Moreover, in modem radar systems with multiple target detection capability, high sidelobe levels of strong targets or clutter can mask the presence of weaker targets in the range-Doppler space. This problem is worsened when using non-standard radar waveforms (e.g. P-N sequences) since the masking problem is exacerbated by use of non-standard waveforms, with poor sidelobe properties and Doppler intolerance.
There have been many approaches to estimate range-Doppler of radar returns. For example, Doppler compensated matched filters are commonly used. However, the effectiveness of this approach depends on the transmit waveform autocorrelation properties, for example, the uniformly high range side-lobes associated with P-N waveforms limit the ability to detect weak targets in the presence of strong targets.
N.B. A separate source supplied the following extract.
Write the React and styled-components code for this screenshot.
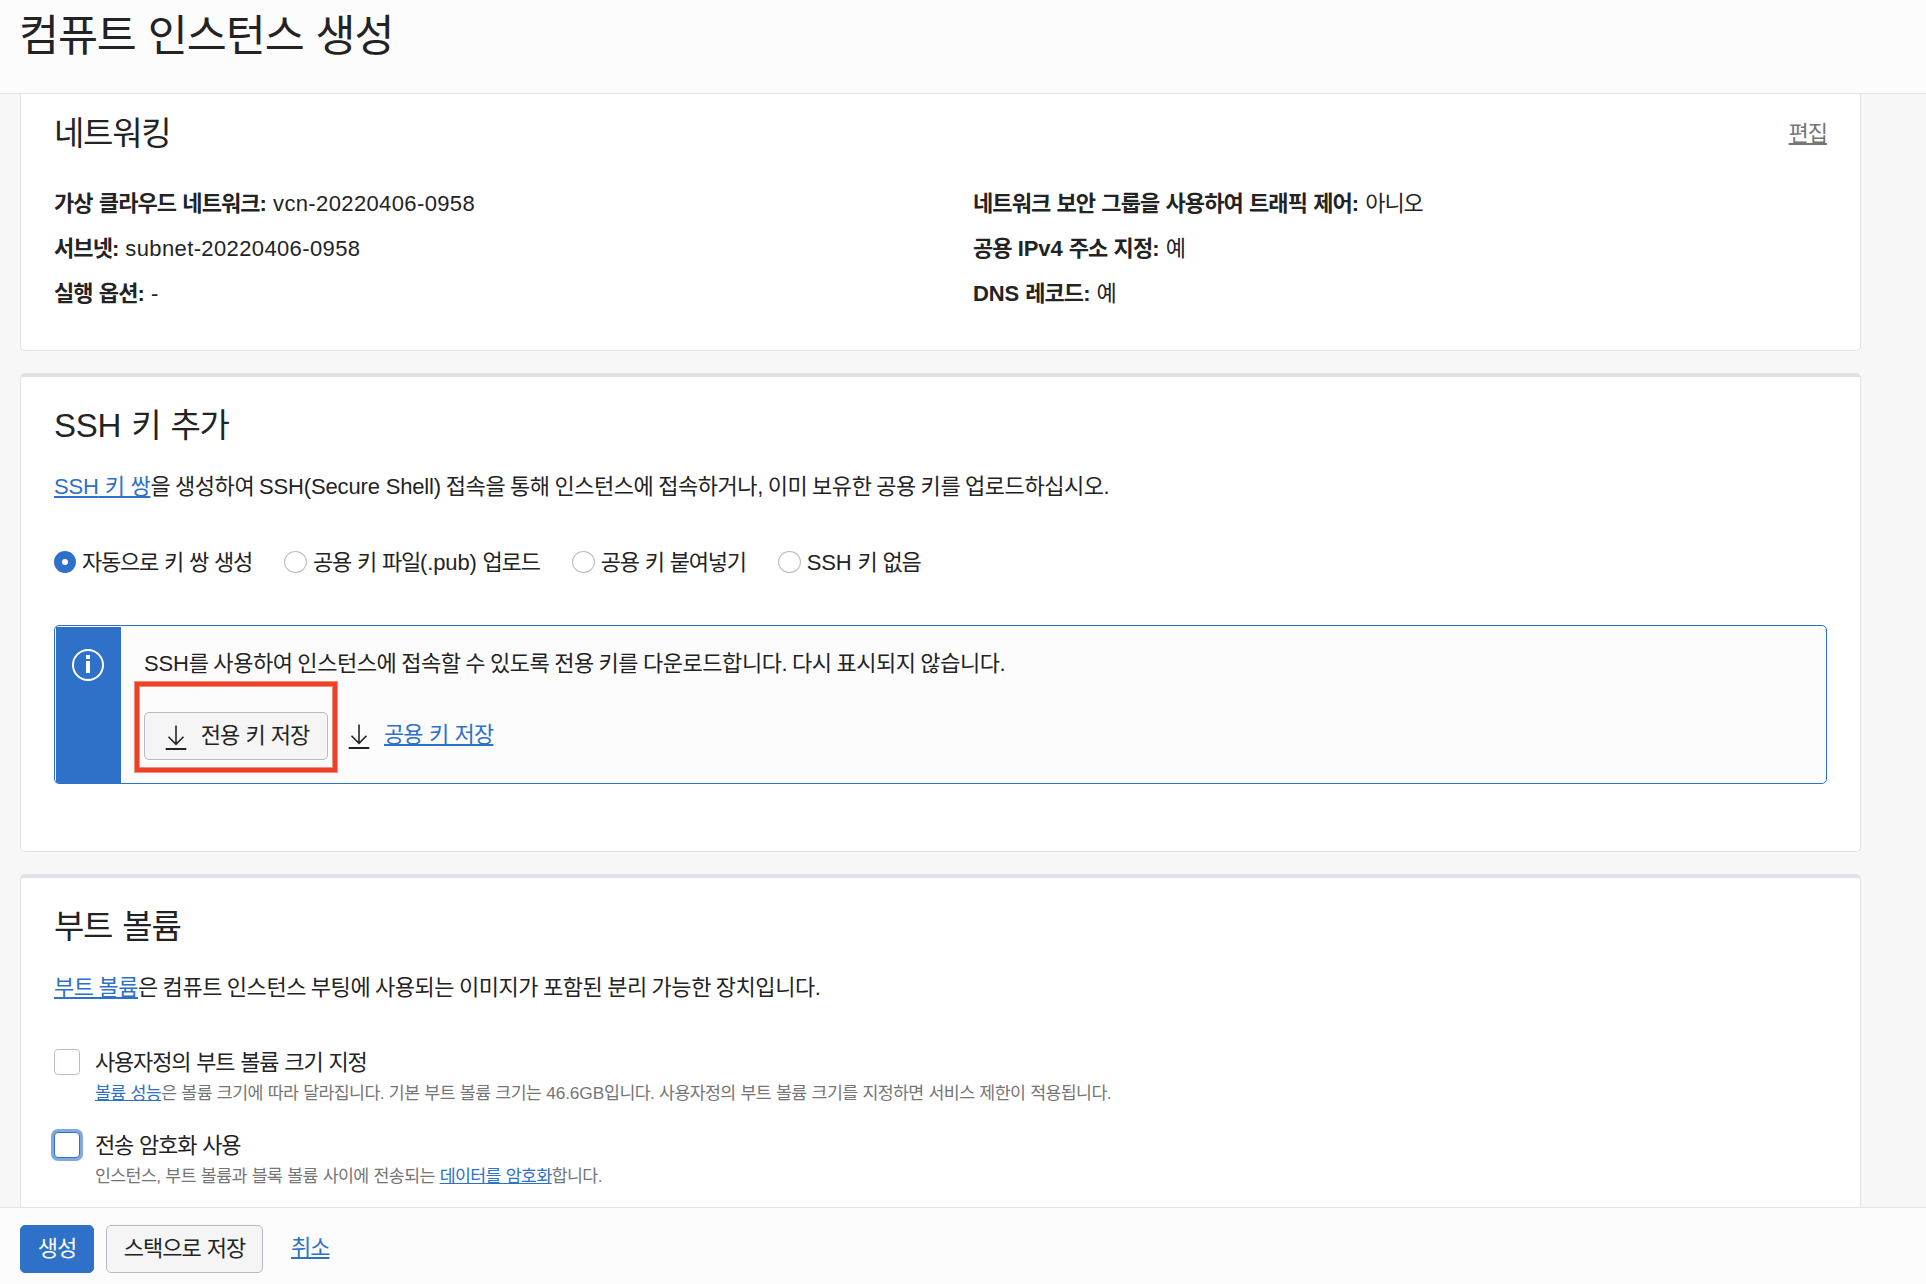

Also, since the weights of the matched filters need to be dynamically adjusted, a complex and costly computation is needed. Various minimum mean square error (MMSE) algorithms have been proposed to mitigate these range side-lobes. These algorithms postulate a mathematical model, that is, a function that maps certain unknown input variables (such as target delay, Doppler, and amplitude) to a model output that predicts the actual observed data. Because of random measurement errors the actual observations generally do not exactly match the model outputs, even if the inputs are correct.
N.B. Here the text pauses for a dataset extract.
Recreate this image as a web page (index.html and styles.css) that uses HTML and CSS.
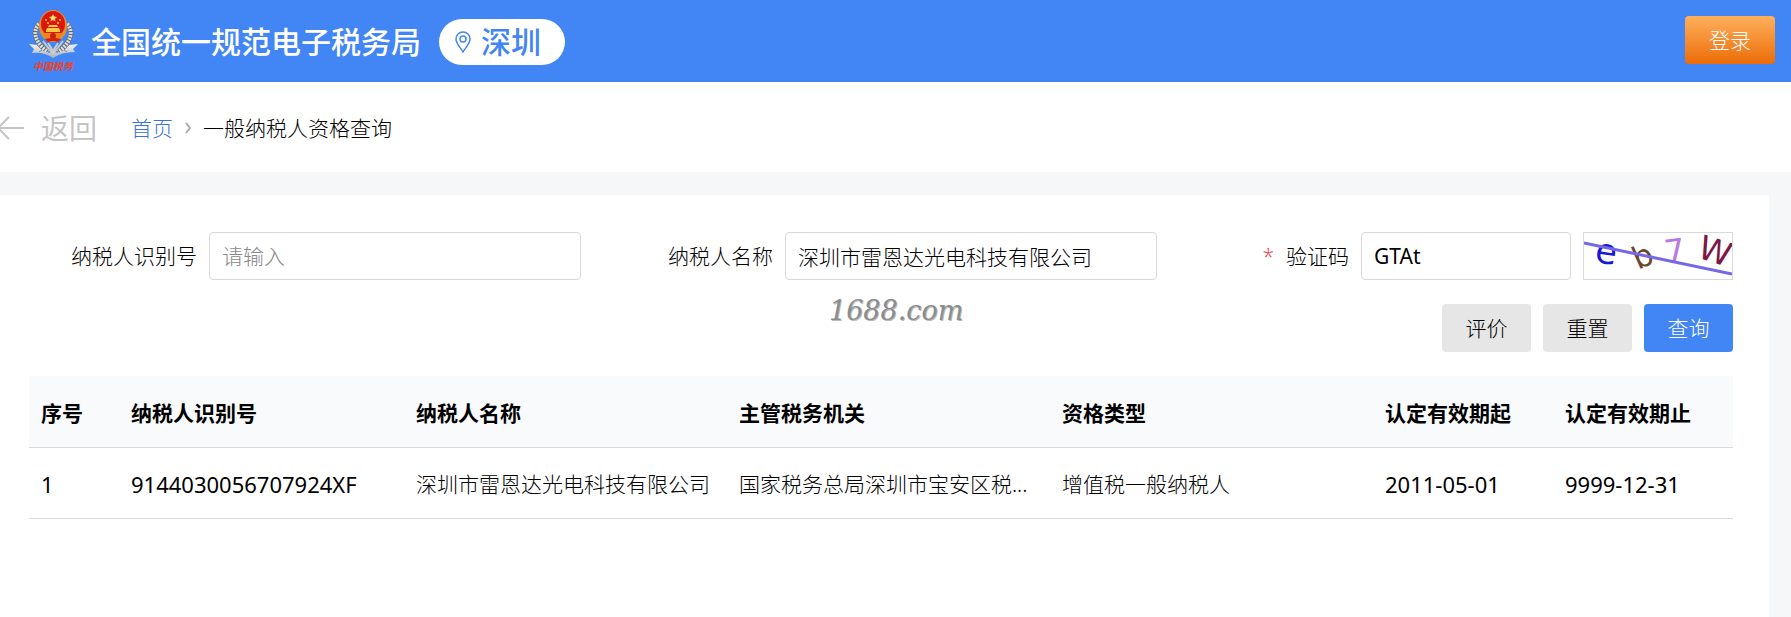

A more recently developed single pulse imaging (SPI) method explicitly considers both Doppler and range estimation. However, this method is limited by the assumption that the number of transmit pulse samples is substantially less than the number of range bins. The SPI method also requires a series of matrix inversion operations with dimension equal to the transmit pulse sample length, which are also computationally intensive and complex.
Accordingly, there is a need for a more efficient, less computationally complex, and higher quality approach to estimate range-Doppler of radar returns, especially, when the radar waveforms are non-traditional or arbitrary radar waveforms.